# WHAT YOU WILL DO
Repeat the material verbatim and drop the pictures.

# SOURCE DATA
--- begin ---

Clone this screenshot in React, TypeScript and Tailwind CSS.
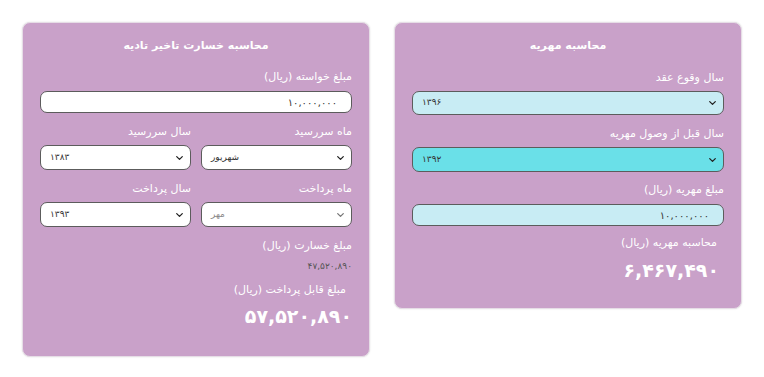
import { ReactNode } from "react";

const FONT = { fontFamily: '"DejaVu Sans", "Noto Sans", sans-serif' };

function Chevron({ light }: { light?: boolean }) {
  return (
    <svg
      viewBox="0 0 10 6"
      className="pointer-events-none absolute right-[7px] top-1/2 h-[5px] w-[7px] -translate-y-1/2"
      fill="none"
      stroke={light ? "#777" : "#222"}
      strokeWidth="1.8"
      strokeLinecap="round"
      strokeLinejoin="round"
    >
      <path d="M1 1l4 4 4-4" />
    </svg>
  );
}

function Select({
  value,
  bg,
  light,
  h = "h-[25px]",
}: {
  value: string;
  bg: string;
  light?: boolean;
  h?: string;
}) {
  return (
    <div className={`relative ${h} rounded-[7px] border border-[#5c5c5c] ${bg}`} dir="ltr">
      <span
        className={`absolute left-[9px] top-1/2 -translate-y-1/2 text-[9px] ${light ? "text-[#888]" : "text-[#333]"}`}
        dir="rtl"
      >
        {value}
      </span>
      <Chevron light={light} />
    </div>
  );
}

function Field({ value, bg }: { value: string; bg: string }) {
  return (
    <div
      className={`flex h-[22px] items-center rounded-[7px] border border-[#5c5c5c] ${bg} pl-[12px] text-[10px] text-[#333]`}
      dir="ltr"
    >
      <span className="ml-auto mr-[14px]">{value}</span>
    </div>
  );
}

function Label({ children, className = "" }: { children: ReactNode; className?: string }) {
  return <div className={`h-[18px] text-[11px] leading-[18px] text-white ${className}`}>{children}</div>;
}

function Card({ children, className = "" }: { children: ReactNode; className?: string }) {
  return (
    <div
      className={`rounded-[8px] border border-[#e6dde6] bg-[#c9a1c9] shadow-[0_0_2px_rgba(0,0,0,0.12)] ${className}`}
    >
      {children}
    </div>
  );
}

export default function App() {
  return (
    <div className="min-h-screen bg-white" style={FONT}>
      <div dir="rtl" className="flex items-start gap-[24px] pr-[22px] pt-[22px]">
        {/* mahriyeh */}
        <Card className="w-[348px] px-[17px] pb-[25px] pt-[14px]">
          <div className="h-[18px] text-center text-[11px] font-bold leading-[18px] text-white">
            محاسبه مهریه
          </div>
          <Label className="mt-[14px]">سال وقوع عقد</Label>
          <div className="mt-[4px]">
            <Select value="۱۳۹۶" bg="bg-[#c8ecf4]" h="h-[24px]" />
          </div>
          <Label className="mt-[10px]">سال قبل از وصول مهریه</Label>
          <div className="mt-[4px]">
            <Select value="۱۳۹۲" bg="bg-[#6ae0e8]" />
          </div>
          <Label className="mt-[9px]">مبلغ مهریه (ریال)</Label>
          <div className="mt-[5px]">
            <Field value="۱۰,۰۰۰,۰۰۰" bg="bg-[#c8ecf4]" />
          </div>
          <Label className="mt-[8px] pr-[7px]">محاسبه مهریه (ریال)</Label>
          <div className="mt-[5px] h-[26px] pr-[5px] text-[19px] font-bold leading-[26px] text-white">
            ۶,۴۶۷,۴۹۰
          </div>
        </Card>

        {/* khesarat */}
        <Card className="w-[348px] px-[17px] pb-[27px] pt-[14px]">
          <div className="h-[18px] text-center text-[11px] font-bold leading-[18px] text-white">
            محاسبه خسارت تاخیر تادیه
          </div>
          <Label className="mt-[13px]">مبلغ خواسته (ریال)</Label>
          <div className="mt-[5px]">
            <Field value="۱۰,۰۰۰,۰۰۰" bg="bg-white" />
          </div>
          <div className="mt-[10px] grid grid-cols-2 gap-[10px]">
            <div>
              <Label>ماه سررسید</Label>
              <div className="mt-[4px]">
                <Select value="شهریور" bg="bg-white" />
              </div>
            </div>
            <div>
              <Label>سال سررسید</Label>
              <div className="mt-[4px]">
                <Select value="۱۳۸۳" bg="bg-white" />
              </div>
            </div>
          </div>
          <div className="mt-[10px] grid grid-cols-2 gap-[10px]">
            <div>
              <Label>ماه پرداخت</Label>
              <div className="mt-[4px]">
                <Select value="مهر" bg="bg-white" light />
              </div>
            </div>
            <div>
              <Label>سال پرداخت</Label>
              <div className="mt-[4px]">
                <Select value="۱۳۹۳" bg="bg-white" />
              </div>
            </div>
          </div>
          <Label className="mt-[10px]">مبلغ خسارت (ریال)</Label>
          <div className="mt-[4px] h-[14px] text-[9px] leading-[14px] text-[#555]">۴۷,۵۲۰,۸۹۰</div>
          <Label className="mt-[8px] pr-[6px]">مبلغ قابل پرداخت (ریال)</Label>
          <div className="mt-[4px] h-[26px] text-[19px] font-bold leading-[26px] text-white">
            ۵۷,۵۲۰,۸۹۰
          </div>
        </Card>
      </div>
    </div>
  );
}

--- end ---

# RESPONSE BELOW
Clone this screenshot in React, TypeScript and Tailwind CSS.
import { ReactNode } from "react";

const FONT = { fontFamily: '"DejaVu Sans", "Noto Sans", sans-serif' };

function Chevron({ light }: { light?: boolean }) {
  return (
    <svg
      viewBox="0 0 10 6"
      className="pointer-events-none absolute right-[7px] top-1/2 h-[5px] w-[7px] -translate-y-1/2"
      fill="none"
      stroke={light ? "#777" : "#222"}
      strokeWidth="1.8"
      strokeLinecap="round"
      strokeLinejoin="round"
    >
      <path d="M1 1l4 4 4-4" />
    </svg>
  );
}

function Select({
  value,
  bg,
  light,
  h = "h-[25px]",
}: {
  value: string;
  bg: string;
  light?: boolean;
  h?: string;
}) {
  return (
    <div className={`relative ${h} rounded-[7px] border border-[#5c5c5c] ${bg}`} dir="ltr">
      <span
        className={`absolute left-[9px] top-1/2 -translate-y-1/2 text-[9px] ${light ? "text-[#888]" : "text-[#333]"}`}
        dir="rtl"
      >
        {value}
      </span>
      <Chevron light={light} />
    </div>
  );
}

function Field({ value, bg }: { value: string; bg: string }) {
  return (
    <div
      className={`flex h-[22px] items-center rounded-[7px] border border-[#5c5c5c] ${bg} pl-[12px] text-[10px] text-[#333]`}
      dir="ltr"
    >
      <span className="ml-auto mr-[14px]">{value}</span>
    </div>
  );
}

function Label({ children, className = "" }: { children: ReactNode; className?: string }) {
  return <div className={`h-[18px] text-[11px] leading-[18px] text-white ${className}`}>{children}</div>;
}

function Card({ children, className = "" }: { children: ReactNode; className?: string }) {
  return (
    <div
      className={`rounded-[8px] border border-[#e6dde6] bg-[#c9a1c9] shadow-[0_0_2px_rgba(0,0,0,0.12)] ${className}`}
    >
      {children}
    </div>
  );
}

export default function App() {
  return (
    <div className="min-h-screen bg-white" style={FONT}>
      <div dir="rtl" className="flex items-start gap-[24px] pr-[22px] pt-[22px]">
        {/* mahriyeh */}
        <Card className="w-[348px] px-[17px] pb-[25px] pt-[14px]">
          <div className="h-[18px] text-center text-[11px] font-bold leading-[18px] text-white">
            محاسبه مهریه
          </div>
          <Label className="mt-[14px]">سال وقوع عقد</Label>
          <div className="mt-[4px]">
            <Select value="۱۳۹۶" bg="bg-[#c8ecf4]" h="h-[24px]" />
          </div>
          <Label className="mt-[10px]">سال قبل از وصول مهریه</Label>
          <div className="mt-[4px]">
            <Select value="۱۳۹۲" bg="bg-[#6ae0e8]" />
          </div>
          <Label className="mt-[9px]">مبلغ مهریه (ریال)</Label>
          <div className="mt-[5px]">
            <Field value="۱۰,۰۰۰,۰۰۰" bg="bg-[#c8ecf4]" />
          </div>
          <Label className="mt-[8px] pr-[7px]">محاسبه مهریه (ریال)</Label>
          <div className="mt-[5px] h-[26px] pr-[5px] text-[19px] font-bold leading-[26px] text-white">
            ۶,۴۶۷,۴۹۰
          </div>
        </Card>

        {/* khesarat */}
        <Card className="w-[348px] px-[17px] pb-[27px] pt-[14px]">
          <div className="h-[18px] text-center text-[11px] font-bold leading-[18px] text-white">
            محاسبه خسارت تاخیر تادیه
          </div>
          <Label className="mt-[13px]">مبلغ خواسته (ریال)</Label>
          <div className="mt-[5px]">
            <Field value="۱۰,۰۰۰,۰۰۰" bg="bg-white" />
          </div>
          <div className="mt-[10px] grid grid-cols-2 gap-[10px]">
            <div>
              <Label>ماه سررسید</Label>
              <div className="mt-[4px]">
                <Select value="شهریور" bg="bg-white" />
              </div>
            </div>
            <div>
              <Label>سال سررسید</Label>
              <div className="mt-[4px]">
                <Select value="۱۳۸۳" bg="bg-white" />
              </div>
            </div>
          </div>
          <div className="mt-[10px] grid grid-cols-2 gap-[10px]">
            <div>
              <Label>ماه پرداخت</Label>
              <div className="mt-[4px]">
                <Select value="مهر" bg="bg-white" light />
              </div>
            </div>
            <div>
              <Label>سال پرداخت</Label>
              <div className="mt-[4px]">
                <Select value="۱۳۹۳" bg="bg-white" />
              </div>
            </div>
          </div>
          <Label className="mt-[10px]">مبلغ خسارت (ریال)</Label>
          <div className="mt-[4px] h-[14px] text-[9px] leading-[14px] text-[#555]">۴۷,۵۲۰,۸۹۰</div>
          <Label className="mt-[8px] pr-[6px]">مبلغ قابل پرداخت (ریال)</Label>
          <div className="mt-[4px] h-[26px] text-[19px] font-bold leading-[26px] text-white">
            ۵۷,۵۲۰,۸۹۰
          </div>
        </Card>
      </div>
    </div>
  );
}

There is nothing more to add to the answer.